According to Ms. Marlin, the lessons about sanitation and hygiene being shared, together with the energy and excitement of the participants, has made the Summit a success. She describes one such exciting person she has met:
"The World Toilet Summit (WTS) is a great place to meet people. One of my favourite conversations has been with Ms. Natalia Margaret Filles – affectionately known by her students as 'the Toilet Teacher.' Natalia won that nickname, and her scholarship to attend WTS, thanks to her efforts to clean up the toilet blocks at her school, Astra Primary School in South Africa. Natalia was studying for a Bachelor of Education. Her professor set each of the course participants an assignment: 'go back to your school and make a difference.' Natalia wasn’t sure what would be the priority, so she polled her Grade 6 class, and they came back with a unanimous response 'the toilets, teacher, the toilets!
So, that became Natalia’s challenge. She sent letters to parents who responded in cash or kind. Those who were plumbers, carpenters or painters gave their time. Others sent cash. The toilets were renovated and cleaned and are now the pride of the pupils. Indeed, Natalia told me that they are now nicer than the teachers’ toilets, and the children tease the teachers when they sometimes choose to use the students’ facilities.
The project has been a great awareness-raiser about the importance of good sanitation. Local papers have written about it. The school celebrates World Toilet Day on November 19 each year with a one minute long 'big squat.'And the involvement of the whole school community – students, teachers and parents – has meant that a much wider group than just the students has heard about the benefits of good sanitation.

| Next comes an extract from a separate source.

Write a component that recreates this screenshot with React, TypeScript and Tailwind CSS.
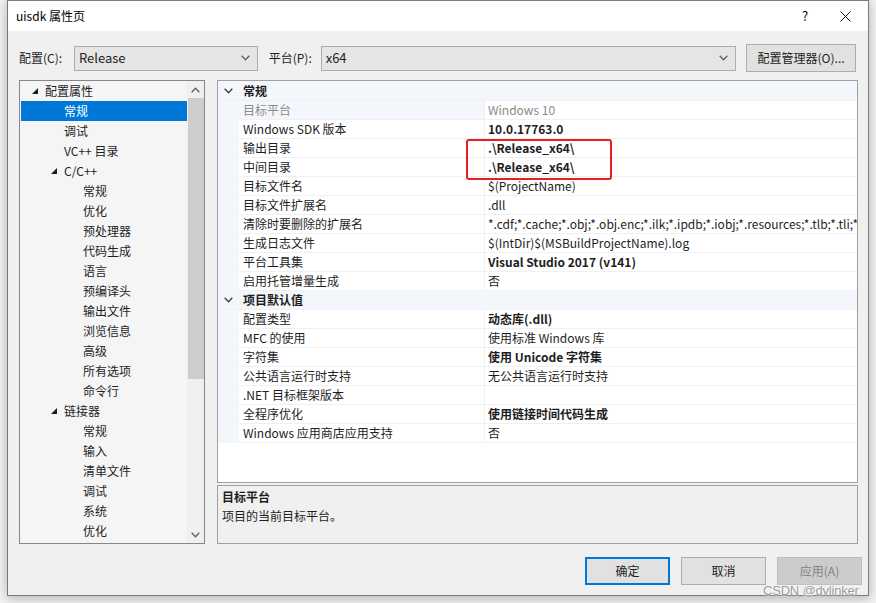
import React from "react";

type TreeItem = { t: string; lvl: number; exp?: boolean; sel?: boolean };

const tree: TreeItem[] = [
  { t: "配置属性", lvl: 0, exp: true },
  { t: "常规", lvl: 1, sel: true },
  { t: "调试", lvl: 1 },
  { t: "VC++ 目录", lvl: 1 },
  { t: "C/C++", lvl: 1, exp: true },
  { t: "常规", lvl: 2 },
  { t: "优化", lvl: 2 },
  { t: "预处理器", lvl: 2 },
  { t: "代码生成", lvl: 2 },
  { t: "语言", lvl: 2 },
  { t: "预编译头", lvl: 2 },
  { t: "输出文件", lvl: 2 },
  { t: "浏览信息", lvl: 2 },
  { t: "高级", lvl: 2 },
  { t: "所有选项", lvl: 2 },
  { t: "命令行", lvl: 2 },
  { t: "链接器", lvl: 1, exp: true },
  { t: "常规", lvl: 2 },
  { t: "输入", lvl: 2 },
  { t: "清单文件", lvl: 2 },
  { t: "调试", lvl: 2 },
  { t: "系统", lvl: 2 },
  { t: "优化", lvl: 2 },
];

type Row = { name: string; value: string; bold?: boolean; disabled?: boolean };
type Section = { title: string; rows: Row[] };

const sections: Section[] = [
  {
    title: "常规",
    rows: [
      { name: "目标平台", value: "Windows 10", disabled: true },
      { name: "Windows SDK 版本", value: "10.0.17763.0", bold: true },
      { name: "输出目录", value: ".\\Release_x64\\", bold: true },
      { name: "中间目录", value: ".\\Release_x64\\", bold: true },
      { name: "目标文件名", value: "$(ProjectName)" },
      { name: "目标文件扩展名", value: ".dll" },
      {
        name: "清除时要删除的扩展名",
        value:
          "*.cdf;*.cache;*.obj;*.obj.enc;*.ilk;*.ipdb;*.iobj;*.resources;*.tlb;*.tli;*.tlh;*.tmp;*.rsp;*.pgc;*.pgd;*.meta",
      },
      { name: "生成日志文件", value: "$(IntDir)$(MSBuildProjectName).log" },
      { name: "平台工具集", value: "Visual Studio 2017 (v141)", bold: true },
      { name: "启用托管增量生成", value: "否" },
    ],
  },
  {
    title: "项目默认值",
    rows: [
      { name: "配置类型", value: "动态库(.dll)", bold: true },
      { name: "MFC 的使用", value: "使用标准 Windows 库" },
      { name: "字符集", value: "使用 Unicode 字符集", bold: true },
      { name: "公共语言运行时支持", value: "无公共语言运行时支持" },
      { name: ".NET 目标框架版本", value: "" },
      { name: "全程序优化", value: "使用链接时间代码生成", bold: true },
      { name: "Windows 应用商店应用支持", value: "否" },
    ],
  },
];

function Chevron({ up = false, className = "" }: { up?: boolean; className?: string }) {
  return (
    <svg width="9" height="6" viewBox="0 0 9 6" className={className}>
      <path
        d={up ? "M0.7 5.2 L4.5 1.2 L8.3 5.2" : "M0.7 0.8 L4.5 4.8 L8.3 0.8"}
        fill="none"
        stroke="currentColor"
        strokeWidth="1.3"
      />
    </svg>
  );
}

function Tri() {
  return (
    <svg width="6" height="6" viewBox="0 0 6 6">
      <path d="M6 0 L6 6 L0 6 Z" fill="#1e1e1e" />
    </svg>
  );
}

function Select({ value, w }: { value: string; w: string }) {
  return (
    <div
      className={`${w} h-[25px] bg-[#e5e5e5] border border-[#adadad] flex items-center pl-[4px] pr-[7px]`}
    >
      <span className="flex-1 text-[13px] text-[#1e1e1e]">{value}</span>
      <Chevron className="text-[#606060]" />
    </div>
  );
}

export default function App() {
  return (
    <div className="w-[876px] h-[603px] bg-[#f2f2f2] pl-[7px] font-['Noto_Sans_CJK_SC','Noto_Sans',sans-serif] text-[12px] text-[#1e1e1e] relative overflow-hidden">
      <div className="w-[862px] h-[596px] border border-[#7a7a7a] bg-[#f0f0f0] shadow-[0_2px_10px_rgba(0,0,0,0.28)] flex flex-col">
        {/* Title bar */}
        <div className="h-[30px] bg-white flex items-center pl-[8px] shrink-0">
          <span className="flex-1 text-[12px] text-black">uisdk 属性页</span>
          <span className="w-[20px] text-center text-[13px] text-black mr-[25px]">?</span>
          <svg width="11" height="11" viewBox="0 0 11 11" className="mr-[17px]">
            <path d="M0.5 0.5 L10.5 10.5 M10.5 0.5 L0.5 10.5" stroke="#111" strokeWidth="1" />
          </svg>
        </div>

        {/* Body */}
        <div className="flex-1 flex flex-col pl-[11px] pr-[6px] pb-[10px]">
          {/* Config row */}
          <div className="mt-[13px] h-[28px] flex items-center pr-[6px]">
            <span className="w-[55px] text-[12px]">配置(C):</span>
            <Select value="Release" w="w-[184px]" />
            <span className="ml-[11px] w-[52px] text-[12px]">平台(P):</span>
            <Select value="x64" w="w-[416px]" />
            <div className="ml-[10px] w-[110px] h-[28px] bg-[#e1e1e1] border border-[#adadad] flex items-center justify-center text-[12px]">
              配置管理器(O)...
            </div>
          </div>

          {/* Main area */}
          <div className="mt-[8px] h-[464px] flex gap-[12px] pr-[4px]">
            {/* Tree */}
            <div className="w-[186px] h-[464px] border border-[#828790] bg-[#f5f5f5] flex">
              <div className="flex-1 pl-[1px] overflow-hidden">
                {tree.map((it, i) => {
                  const textX = 25 + it.lvl * 19;
                  return (
                    <div
                      key={i}
                      className={`h-[20px] relative flex items-center ${it.sel ? "bg-[#0078d7] text-white" : ""}`}
                    >
                      {it.exp && (
                        <span className="absolute top-[7px]" style={{ left: textX - 14 }}>
                          <Tri />
                        </span>
                      )}
                      <span className="whitespace-nowrap" style={{ paddingLeft: textX - 1 }}>
                        {it.t}
                      </span>
                    </div>
                  );
                })}
              </div>
              <div className="w-[17px] bg-[#f0f0f0] flex flex-col items-center">
                <div className="h-[17px] flex items-center justify-center text-[#606060]">
                  <Chevron up />
                </div>
                <div className="w-[16px] h-[281px] bg-[#cdcdcd]" />
                <div className="flex-1" />
                <div className="h-[17px] flex items-center justify-center text-[#606060]">
                  <Chevron />
                </div>
              </div>
            </div>

            {/* Right column */}
            <div className="w-[641px] flex flex-col gap-[2px]">
              {/* Property grid */}
              <div className="h-[403px] border border-[#a0a0a0] bg-white relative overflow-hidden">
                <div className="h-[1px] bg-[#f3f6fa]" />
                {sections.map((s, si) => (
                  <div key={si}>
                    <div className="h-[19px] flex items-center bg-[#f3f6fa] border-b border-[#eef0f3]">
                      <div className="w-[21px] flex justify-center text-[#3c3c3c]">
                        <Chevron />
                      </div>
                      <span className="pl-[4px] font-bold text-[12px]">{s.title}</span>
                    </div>
                    {s.rows.map((r, ri) => (
                      <div key={ri} className="h-[19px] flex items-stretch">
                        <div className="w-[21px] bg-[#f3f6fa]" />
                        <div
                          className={`w-[246px] pl-[4px] flex items-center border-b border-r border-[#eef0f3] whitespace-nowrap ${
                            r.disabled ? "bg-[#f3f6fa] text-[#8a8a8a]" : ""
                          }`}
                        >
                          {r.name}
                        </div>
                        <div
                          className={`flex-1 min-w-0 pl-[3px] flex items-center border-b border-[#eef0f3] whitespace-nowrap overflow-hidden ${
                            r.bold ? "font-bold" : ""
                          } ${r.disabled ? "text-[#8a8a8a]" : ""}`}
                        >
                          {r.value}
                        </div>
                      </div>
                    ))}
                  </div>
                ))}
                {/* red highlight box */}
                <div className="absolute left-[248px] top-[58px] w-[146px] h-[41px] border-[2.5px] border-[#e8201c] rounded-[3px]" />
              </div>
              {/* Description */}
              <div className="h-[59px] border border-[#a0a0a0] bg-[#f0f0f0] pl-[4px] pt-[1px]">
                <div className="font-bold leading-[19px]">目标平台</div>
                <div className="leading-[19px]">项目的当前目标平台。</div>
              </div>
            </div>
          </div>

          {/* Buttons */}
          <div className="mt-[13px] h-[28px] flex justify-end gap-[11px]">
            <div className="w-[85px] h-[28px] bg-[#e1e1e1] border-2 border-[#0078d7] flex items-center justify-center">
              确定
            </div>
            <div className="w-[85px] h-[28px] bg-[#e1e1e1] border border-[#adadad] flex items-center justify-center">
              取消
            </div>
            <div className="w-[85px] h-[28px] bg-[#cccccc] border border-[#bfbfbf] flex items-center justify-center text-[#838383]">
              应用(A)
            </div>
          </div>
        </div>
      </div>

      {/* watermark */}
      <div className="absolute left-[763px] top-[581px] text-[13px] tracking-[-0.2px] text-[#9a9a9a] font-['Liberation_Sans',sans-serif] [text-shadow:0_0_2px_#fff,0_0_2px_#fff]">
        CSDN @dvlinker
      </div>
    </div>
  );
}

Natalia said that whenever there is a problem to do with the toilets, or when the children from any grade have a question about sanitation, they come to her. She smiles when she says 'they call me the toilet teacher.'
The issue of leadership has come up many times in the course of the discussions at WTS. The need for political leadership, the fact that natural leaders emerge whenever communities are involved in discussions about their sanitation. It was a great pleasure to meet a real-life leader – someone who’s made a difference to her world."